◆ **Exercise instructions**:
Copy out the listing in full, exactly as written, but not its pictures.

◆ **Information shown**:

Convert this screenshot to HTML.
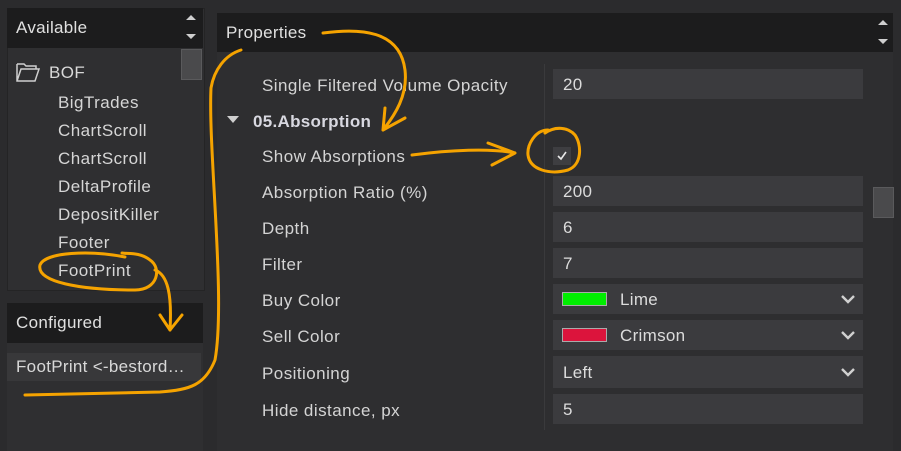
<!DOCTYPE html>
<html><head><style>
body{margin:0;width:901px;height:451px;background:#2b2b2d;font-family:"Liberation Sans",sans-serif;color:#d8d8d8;position:relative;overflow:hidden}
.a{position:absolute}
.hdr{background:#1c1c1d;font-size:17px;color:#e0e0e0;letter-spacing:.3px}
.lbl{position:absolute;left:262px;font-size:17px;letter-spacing:.45px;color:#d4d4d4}
.li{position:absolute;left:58px;font-size:17px;letter-spacing:.45px;color:#d6d6d6}
.val{position:absolute;left:553px;width:310px;height:30px;background:#3b3b3e;font-size:17px;letter-spacing:.3px;line-height:31px;text-indent:10px;color:#dcdcdc}
.chev{position:absolute;right:8px;top:8px}
.sw{position:absolute;left:9px;top:8px;width:43px;height:12px;border:1px solid #aaa}
.swt{position:absolute;left:67px;top:0;text-indent:0}
</style></head><body>
<div class="a" style="left:7px;top:8px;width:196px;height:281px;background:#2f2f31;border:1px solid #242425"></div>
<div class="a hdr" style="left:7px;top:8px;width:174px;height:40px;line-height:40px;text-indent:9px">Available</div>
<div class="a" style="left:181px;top:8px;width:22px;height:40px;background:#1c1c1d"></div>
<svg class="a" style="left:185px;top:13px" width="12" height="30"><path d="M1 7 L6 2 L11 7Z M1 21 L11 21 L6 26Z" fill="#cfcfcf"/></svg>
<div class="a" style="left:181px;top:49px;width:19px;height:29px;background:#4a4a4c;border:1px solid #5a5a5c"></div>
<svg class="a" style="left:15px;top:61px" width="26" height="22"><path d="M2 3 H9 L11 5 H21 V8 M2 3 V20 H20 L24 8 H6 L2 20" fill="none" stroke="#cfcfcf" stroke-width="1.5"/></svg>
<div class="a" style="left:49px;top:63px;font-size:17px;letter-spacing:.4px">BOF</div>
<div class="li" style="top:93px">BigTrades</div>
<div class="li" style="top:121px">ChartScroll</div>
<div class="li" style="top:149px">ChartScroll</div>
<div class="li" style="top:177px">DeltaProfile</div>
<div class="li" style="top:205px">DepositKiller</div>
<div class="li" style="top:233px;height:17px;overflow:hidden">Footer</div>
<div class="li" style="top:261px">FootPrint</div>
<div class="a hdr" style="left:7px;top:303px;width:196px;height:40px;line-height:40px;text-indent:9px">Configured</div>
<div class="a" style="left:7px;top:343px;width:196px;height:108px;background:#2f2f31"></div>
<div class="a" style="left:7px;top:353px;width:194px;height:28px;background:#38383a;font-size:17px;letter-spacing:.3px;line-height:28px;text-indent:9px;white-space:nowrap;overflow:hidden">FootPrint &lt;-bestord…</div>
<div class="a" style="left:217px;top:13px;width:676px;height:438px;background:#2e2e30"></div>
<div class="a hdr" style="left:217px;top:13px;width:656px;height:39px;line-height:39px;text-indent:9px">Properties</div>
<div class="a" style="left:873px;top:13px;width:20px;height:39px;background:#1c1c1d"></div>
<svg class="a" style="left:877px;top:18px" width="12" height="30"><path d="M1 7 L6 2 L11 7Z M1 21 L11 21 L6 26Z" fill="#cfcfcf"/></svg>
<div class="a" style="left:873px;top:187px;width:19px;height:29px;background:#4a4a4c;border:1px solid #5a5a5c"></div>
<div class="a" style="left:544px;top:64px;width:1px;height:366px;background:#3a3a3c"></div>
<div class="lbl" style="top:76px">Single Filtered Volume Opacity</div>
<div class="val" style="top:69px">20</div>
<svg class="a" style="left:226px;top:115px" width="14" height="10"><path d="M1 1 H13 L7 8Z" fill="#cfcfcf"/></svg>
<div class="a" style="left:253px;top:112px;font-size:17px;letter-spacing:.3px;font-weight:bold;color:#d8d8e0">05.Absorption</div>
<div class="lbl" style="top:147px">Show Absorptions</div>
<div class="a" style="left:553px;top:147px;width:18px;height:18px;background:#3e3e41"></div>
<svg class="a" style="left:556px;top:150px" width="12" height="12"><path d="M2 6 L5 9 L10 2" fill="none" stroke="#e8e8e8" stroke-width="1.6"/></svg>
<div class="lbl" style="top:183px">Absorption Ratio (%)</div><div class="val" style="top:176px">200</div>
<div class="lbl" style="top:219px">Depth</div><div class="val" style="top:212px">6</div>
<div class="lbl" style="top:255px">Filter</div><div class="val" style="top:248px">7</div>
<div class="lbl" style="top:291px">Buy Color</div>
<div class="val" style="top:284px"><span class="sw" style="background:#00ee00"></span><span class="swt">Lime</span><svg class="chev" width="14" height="14"><path d="M1 4 L7 10 L13 4" fill="none" stroke="#d0d0d0" stroke-width="2.4"/></svg></div>
<div class="lbl" style="top:327px">Sell Color</div>
<div class="val" style="top:320px"><span class="sw" style="background:#dc143c"></span><span class="swt">Crimson</span><svg class="chev" width="14" height="14"><path d="M1 4 L7 10 L13 4" fill="none" stroke="#d0d0d0" stroke-width="2.4"/></svg></div>
<div class="lbl" style="top:364px">Positioning</div>
<div class="val" style="top:356px;height:32px;line-height:33px">Left<svg class="chev" style="top:9px" width="14" height="14"><path d="M1 4 L7 10 L13 4" fill="none" stroke="#d0d0d0" stroke-width="2.4"/></svg></div>
<div class="lbl" style="top:401px">Hide distance, px</div><div class="val" style="top:394px">5</div>
<svg class="a" style="left:0;top:0" width="901" height="451"><g fill="none" stroke="#f5a300" stroke-width="3" stroke-linecap="round" stroke-linejoin="round">
<path d="M241 50 C225 55 214 70 211 88 C208 150 226 300 215 360 C205 385 190 390 160 392 L25 395"/>
<path d="M323 33 C360 28 400 30 405 70 C408 95 395 115 383 130 M383 130 L405 118 M383 130 L385 108"/>
<path d="M412 155 C450 150 490 148 515 153 M515 153 L488 143 M515 153 L492 165"/>
<path d="M548 130 C535 130 527 145 528 155 C530 170 550 175 568 170 C582 165 582 145 575 135 C568 127 555 126 545 133"/>
<path d="M125 257 C90 250 45 252 40 265 C36 282 80 290 135 290 C158 290 162 268 150 260 C140 252 128 254 122 253 M155 270 C168 275 172 295 170 330 M170 330 L160 315 M170 330 L182 315"/>
</g></svg>
</body></html>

◆ **Correct result**:
Convert this screenshot to HTML.
<!DOCTYPE html>
<html><head><style>
body{margin:0;width:901px;height:451px;background:#2b2b2d;font-family:"Liberation Sans",sans-serif;color:#d8d8d8;position:relative;overflow:hidden}
.a{position:absolute}
.hdr{background:#1c1c1d;font-size:17px;color:#e0e0e0;letter-spacing:.3px}
.lbl{position:absolute;left:262px;font-size:17px;letter-spacing:.45px;color:#d4d4d4}
.li{position:absolute;left:58px;font-size:17px;letter-spacing:.45px;color:#d6d6d6}
.val{position:absolute;left:553px;width:310px;height:30px;background:#3b3b3e;font-size:17px;letter-spacing:.3px;line-height:31px;text-indent:10px;color:#dcdcdc}
.chev{position:absolute;right:8px;top:8px}
.sw{position:absolute;left:9px;top:8px;width:43px;height:12px;border:1px solid #aaa}
.swt{position:absolute;left:67px;top:0;text-indent:0}
</style></head><body>
<div class="a" style="left:7px;top:8px;width:196px;height:281px;background:#2f2f31;border:1px solid #242425"></div>
<div class="a hdr" style="left:7px;top:8px;width:174px;height:40px;line-height:40px;text-indent:9px">Available</div>
<div class="a" style="left:181px;top:8px;width:22px;height:40px;background:#1c1c1d"></div>
<svg class="a" style="left:185px;top:13px" width="12" height="30"><path d="M1 7 L6 2 L11 7Z M1 21 L11 21 L6 26Z" fill="#cfcfcf"/></svg>
<div class="a" style="left:181px;top:49px;width:19px;height:29px;background:#4a4a4c;border:1px solid #5a5a5c"></div>
<svg class="a" style="left:15px;top:61px" width="26" height="22"><path d="M2 3 H9 L11 5 H21 V8 M2 3 V20 H20 L24 8 H6 L2 20" fill="none" stroke="#cfcfcf" stroke-width="1.5"/></svg>
<div class="a" style="left:49px;top:63px;font-size:17px;letter-spacing:.4px">BOF</div>
<div class="li" style="top:93px">BigTrades</div>
<div class="li" style="top:121px">ChartScroll</div>
<div class="li" style="top:149px">ChartScroll</div>
<div class="li" style="top:177px">DeltaProfile</div>
<div class="li" style="top:205px">DepositKiller</div>
<div class="li" style="top:233px;height:17px;overflow:hidden">Footer</div>
<div class="li" style="top:261px">FootPrint</div>
<div class="a hdr" style="left:7px;top:303px;width:196px;height:40px;line-height:40px;text-indent:9px">Configured</div>
<div class="a" style="left:7px;top:343px;width:196px;height:108px;background:#2f2f31"></div>
<div class="a" style="left:7px;top:353px;width:194px;height:28px;background:#38383a;font-size:17px;letter-spacing:.3px;line-height:28px;text-indent:9px;white-space:nowrap;overflow:hidden">FootPrint &lt;-bestord…</div>
<div class="a" style="left:217px;top:13px;width:676px;height:438px;background:#2e2e30"></div>
<div class="a hdr" style="left:217px;top:13px;width:656px;height:39px;line-height:39px;text-indent:9px">Properties</div>
<div class="a" style="left:873px;top:13px;width:20px;height:39px;background:#1c1c1d"></div>
<svg class="a" style="left:877px;top:18px" width="12" height="30"><path d="M1 7 L6 2 L11 7Z M1 21 L11 21 L6 26Z" fill="#cfcfcf"/></svg>
<div class="a" style="left:873px;top:187px;width:19px;height:29px;background:#4a4a4c;border:1px solid #5a5a5c"></div>
<div class="a" style="left:544px;top:64px;width:1px;height:366px;background:#3a3a3c"></div>
<div class="lbl" style="top:76px">Single Filtered Volume Opacity</div>
<div class="val" style="top:69px">20</div>
<svg class="a" style="left:226px;top:115px" width="14" height="10"><path d="M1 1 H13 L7 8Z" fill="#cfcfcf"/></svg>
<div class="a" style="left:253px;top:112px;font-size:17px;letter-spacing:.3px;font-weight:bold;color:#d8d8e0">05.Absorption</div>
<div class="lbl" style="top:147px">Show Absorptions</div>
<div class="a" style="left:553px;top:147px;width:18px;height:18px;background:#3e3e41"></div>
<svg class="a" style="left:556px;top:150px" width="12" height="12"><path d="M2 6 L5 9 L10 2" fill="none" stroke="#e8e8e8" stroke-width="1.6"/></svg>
<div class="lbl" style="top:183px">Absorption Ratio (%)</div><div class="val" style="top:176px">200</div>
<div class="lbl" style="top:219px">Depth</div><div class="val" style="top:212px">6</div>
<div class="lbl" style="top:255px">Filter</div><div class="val" style="top:248px">7</div>
<div class="lbl" style="top:291px">Buy Color</div>
<div class="val" style="top:284px"><span class="sw" style="background:#00ee00"></span><span class="swt">Lime</span><svg class="chev" width="14" height="14"><path d="M1 4 L7 10 L13 4" fill="none" stroke="#d0d0d0" stroke-width="2.4"/></svg></div>
<div class="lbl" style="top:327px">Sell Color</div>
<div class="val" style="top:320px"><span class="sw" style="background:#dc143c"></span><span class="swt">Crimson</span><svg class="chev" width="14" height="14"><path d="M1 4 L7 10 L13 4" fill="none" stroke="#d0d0d0" stroke-width="2.4"/></svg></div>
<div class="lbl" style="top:364px">Positioning</div>
<div class="val" style="top:356px;height:32px;line-height:33px">Left<svg class="chev" style="top:9px" width="14" height="14"><path d="M1 4 L7 10 L13 4" fill="none" stroke="#d0d0d0" stroke-width="2.4"/></svg></div>
<div class="lbl" style="top:401px">Hide distance, px</div><div class="val" style="top:394px">5</div>
<svg class="a" style="left:0;top:0" width="901" height="451"><g fill="none" stroke="#f5a300" stroke-width="3" stroke-linecap="round" stroke-linejoin="round">
<path d="M241 50 C225 55 214 70 211 88 C208 150 226 300 215 360 C205 385 190 390 160 392 L25 395"/>
<path d="M323 33 C360 28 400 30 405 70 C408 95 395 115 383 130 M383 130 L405 118 M383 130 L385 108"/>
<path d="M412 155 C450 150 490 148 515 153 M515 153 L488 143 M515 153 L492 165"/>
<path d="M548 130 C535 130 527 145 528 155 C530 170 550 175 568 170 C582 165 582 145 575 135 C568 127 555 126 545 133"/>
<path d="M125 257 C90 250 45 252 40 265 C36 282 80 290 135 290 C158 290 162 268 150 260 C140 252 128 254 122 253 M155 270 C168 275 172 295 170 330 M170 330 L160 315 M170 330 L182 315"/>
</g></svg>
</body></html>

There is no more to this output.